Data excerpt:
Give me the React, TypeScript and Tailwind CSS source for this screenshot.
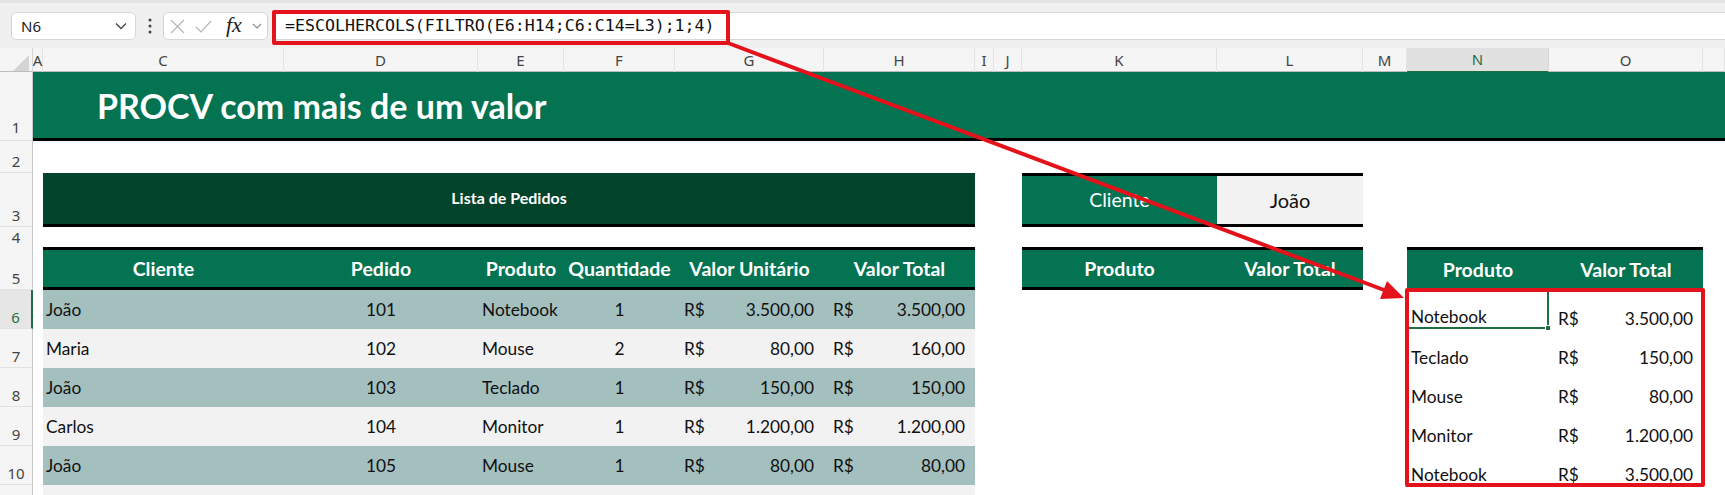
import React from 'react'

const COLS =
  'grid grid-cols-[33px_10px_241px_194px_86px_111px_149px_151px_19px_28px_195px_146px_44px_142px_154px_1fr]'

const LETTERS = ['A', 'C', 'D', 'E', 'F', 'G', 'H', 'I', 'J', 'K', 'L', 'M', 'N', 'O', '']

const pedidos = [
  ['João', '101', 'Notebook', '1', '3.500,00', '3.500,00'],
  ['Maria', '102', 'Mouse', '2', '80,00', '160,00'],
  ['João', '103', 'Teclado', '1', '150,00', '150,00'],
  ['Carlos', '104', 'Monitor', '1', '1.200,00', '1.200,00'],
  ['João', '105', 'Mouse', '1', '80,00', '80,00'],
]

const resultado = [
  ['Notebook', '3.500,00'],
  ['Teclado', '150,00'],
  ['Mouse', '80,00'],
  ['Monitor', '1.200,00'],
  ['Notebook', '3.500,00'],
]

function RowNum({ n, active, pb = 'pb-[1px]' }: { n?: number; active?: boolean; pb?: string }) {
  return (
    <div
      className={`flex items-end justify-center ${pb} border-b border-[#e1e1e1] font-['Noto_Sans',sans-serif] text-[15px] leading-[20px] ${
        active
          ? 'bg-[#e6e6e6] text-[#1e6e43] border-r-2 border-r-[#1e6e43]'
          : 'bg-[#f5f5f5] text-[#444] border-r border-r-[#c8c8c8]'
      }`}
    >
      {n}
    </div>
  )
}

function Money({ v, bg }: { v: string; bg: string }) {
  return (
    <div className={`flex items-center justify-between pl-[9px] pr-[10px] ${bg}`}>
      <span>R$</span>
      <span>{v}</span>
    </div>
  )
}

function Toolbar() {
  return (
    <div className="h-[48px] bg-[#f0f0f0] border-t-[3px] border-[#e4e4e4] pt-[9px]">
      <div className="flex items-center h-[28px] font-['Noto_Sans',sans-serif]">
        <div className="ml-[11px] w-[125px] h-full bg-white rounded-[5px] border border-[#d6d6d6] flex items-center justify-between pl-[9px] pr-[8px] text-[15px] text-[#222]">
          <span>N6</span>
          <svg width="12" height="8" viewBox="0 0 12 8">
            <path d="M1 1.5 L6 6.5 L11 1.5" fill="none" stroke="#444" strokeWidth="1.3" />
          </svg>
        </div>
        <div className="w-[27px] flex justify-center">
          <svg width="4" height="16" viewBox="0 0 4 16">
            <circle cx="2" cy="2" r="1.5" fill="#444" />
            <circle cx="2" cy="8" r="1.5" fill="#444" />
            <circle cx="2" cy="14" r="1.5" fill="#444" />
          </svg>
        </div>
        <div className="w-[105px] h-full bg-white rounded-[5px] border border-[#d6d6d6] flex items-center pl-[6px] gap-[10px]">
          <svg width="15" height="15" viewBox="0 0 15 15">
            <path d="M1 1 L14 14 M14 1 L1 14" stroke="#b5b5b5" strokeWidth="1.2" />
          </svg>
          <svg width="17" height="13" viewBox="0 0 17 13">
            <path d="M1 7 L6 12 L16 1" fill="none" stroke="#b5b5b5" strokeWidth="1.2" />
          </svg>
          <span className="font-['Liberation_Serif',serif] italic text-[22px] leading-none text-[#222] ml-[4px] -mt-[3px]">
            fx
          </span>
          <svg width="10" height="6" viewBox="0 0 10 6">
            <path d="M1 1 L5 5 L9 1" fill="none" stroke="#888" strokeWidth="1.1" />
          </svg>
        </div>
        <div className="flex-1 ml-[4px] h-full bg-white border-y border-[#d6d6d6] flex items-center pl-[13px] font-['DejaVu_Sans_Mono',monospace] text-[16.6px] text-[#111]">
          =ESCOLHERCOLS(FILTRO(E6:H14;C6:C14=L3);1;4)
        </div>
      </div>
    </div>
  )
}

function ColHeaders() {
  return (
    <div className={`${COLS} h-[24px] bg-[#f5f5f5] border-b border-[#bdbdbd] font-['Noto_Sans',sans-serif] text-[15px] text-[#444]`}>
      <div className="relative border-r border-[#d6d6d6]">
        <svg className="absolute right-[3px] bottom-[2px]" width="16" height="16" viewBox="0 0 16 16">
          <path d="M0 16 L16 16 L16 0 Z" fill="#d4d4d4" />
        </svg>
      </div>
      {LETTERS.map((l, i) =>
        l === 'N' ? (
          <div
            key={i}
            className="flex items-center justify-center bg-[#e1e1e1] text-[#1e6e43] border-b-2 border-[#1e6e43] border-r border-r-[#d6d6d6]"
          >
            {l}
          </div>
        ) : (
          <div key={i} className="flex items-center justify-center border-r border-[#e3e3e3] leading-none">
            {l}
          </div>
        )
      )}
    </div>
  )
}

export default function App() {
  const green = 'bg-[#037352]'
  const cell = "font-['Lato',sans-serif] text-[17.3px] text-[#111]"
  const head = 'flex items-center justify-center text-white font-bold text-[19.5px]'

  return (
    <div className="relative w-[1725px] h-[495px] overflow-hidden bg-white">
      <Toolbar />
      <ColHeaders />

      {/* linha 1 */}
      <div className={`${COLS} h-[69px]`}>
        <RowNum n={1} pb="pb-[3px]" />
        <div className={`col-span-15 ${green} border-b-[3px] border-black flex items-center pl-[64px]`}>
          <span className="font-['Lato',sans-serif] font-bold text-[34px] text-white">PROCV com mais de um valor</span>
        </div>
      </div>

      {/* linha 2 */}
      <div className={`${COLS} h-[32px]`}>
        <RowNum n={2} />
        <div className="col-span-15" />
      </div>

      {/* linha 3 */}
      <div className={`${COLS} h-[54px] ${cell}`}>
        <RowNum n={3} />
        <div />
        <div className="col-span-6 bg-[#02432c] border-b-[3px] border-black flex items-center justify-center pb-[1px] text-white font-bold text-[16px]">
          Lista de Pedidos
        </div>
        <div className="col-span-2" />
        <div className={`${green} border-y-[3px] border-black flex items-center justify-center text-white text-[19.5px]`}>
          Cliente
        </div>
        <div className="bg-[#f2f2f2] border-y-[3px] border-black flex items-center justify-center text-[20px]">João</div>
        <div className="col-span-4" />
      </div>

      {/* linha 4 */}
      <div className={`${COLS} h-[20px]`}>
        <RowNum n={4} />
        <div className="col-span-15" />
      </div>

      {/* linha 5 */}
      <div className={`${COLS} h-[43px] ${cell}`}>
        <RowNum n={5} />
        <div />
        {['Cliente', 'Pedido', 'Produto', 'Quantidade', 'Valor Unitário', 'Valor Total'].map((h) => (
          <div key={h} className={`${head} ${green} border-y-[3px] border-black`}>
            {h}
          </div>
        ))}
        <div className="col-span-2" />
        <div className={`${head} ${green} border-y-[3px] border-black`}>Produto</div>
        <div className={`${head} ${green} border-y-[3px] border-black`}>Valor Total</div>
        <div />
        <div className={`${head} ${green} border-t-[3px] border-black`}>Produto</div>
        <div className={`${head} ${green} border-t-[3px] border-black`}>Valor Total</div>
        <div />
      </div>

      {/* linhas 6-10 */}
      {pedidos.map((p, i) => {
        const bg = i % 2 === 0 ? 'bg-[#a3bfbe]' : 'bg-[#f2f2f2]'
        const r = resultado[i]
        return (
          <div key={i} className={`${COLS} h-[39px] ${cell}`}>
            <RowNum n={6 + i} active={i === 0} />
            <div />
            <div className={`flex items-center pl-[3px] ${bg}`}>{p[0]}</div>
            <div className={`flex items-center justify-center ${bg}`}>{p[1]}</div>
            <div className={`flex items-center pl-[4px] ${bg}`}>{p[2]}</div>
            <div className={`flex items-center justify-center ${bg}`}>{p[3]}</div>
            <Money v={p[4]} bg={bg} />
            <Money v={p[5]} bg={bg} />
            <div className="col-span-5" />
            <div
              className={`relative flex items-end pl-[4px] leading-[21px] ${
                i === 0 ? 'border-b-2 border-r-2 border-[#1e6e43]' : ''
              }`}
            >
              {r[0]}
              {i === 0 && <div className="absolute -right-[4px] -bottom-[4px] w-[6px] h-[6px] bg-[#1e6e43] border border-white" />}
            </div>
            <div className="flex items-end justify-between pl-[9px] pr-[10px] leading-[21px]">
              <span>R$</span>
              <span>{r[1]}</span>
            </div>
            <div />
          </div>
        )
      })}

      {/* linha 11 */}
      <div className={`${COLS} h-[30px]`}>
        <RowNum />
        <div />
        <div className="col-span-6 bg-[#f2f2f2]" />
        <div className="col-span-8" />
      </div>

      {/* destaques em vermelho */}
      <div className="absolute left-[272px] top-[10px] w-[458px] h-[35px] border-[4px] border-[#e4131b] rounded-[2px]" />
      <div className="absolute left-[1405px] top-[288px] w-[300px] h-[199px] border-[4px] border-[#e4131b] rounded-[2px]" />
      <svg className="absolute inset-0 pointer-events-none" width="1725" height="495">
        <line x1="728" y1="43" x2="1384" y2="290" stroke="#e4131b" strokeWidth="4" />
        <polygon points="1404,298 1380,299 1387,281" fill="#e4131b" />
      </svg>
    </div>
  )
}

Job:
Return only the number of lines in the data that contain "React".

Worked answer:
2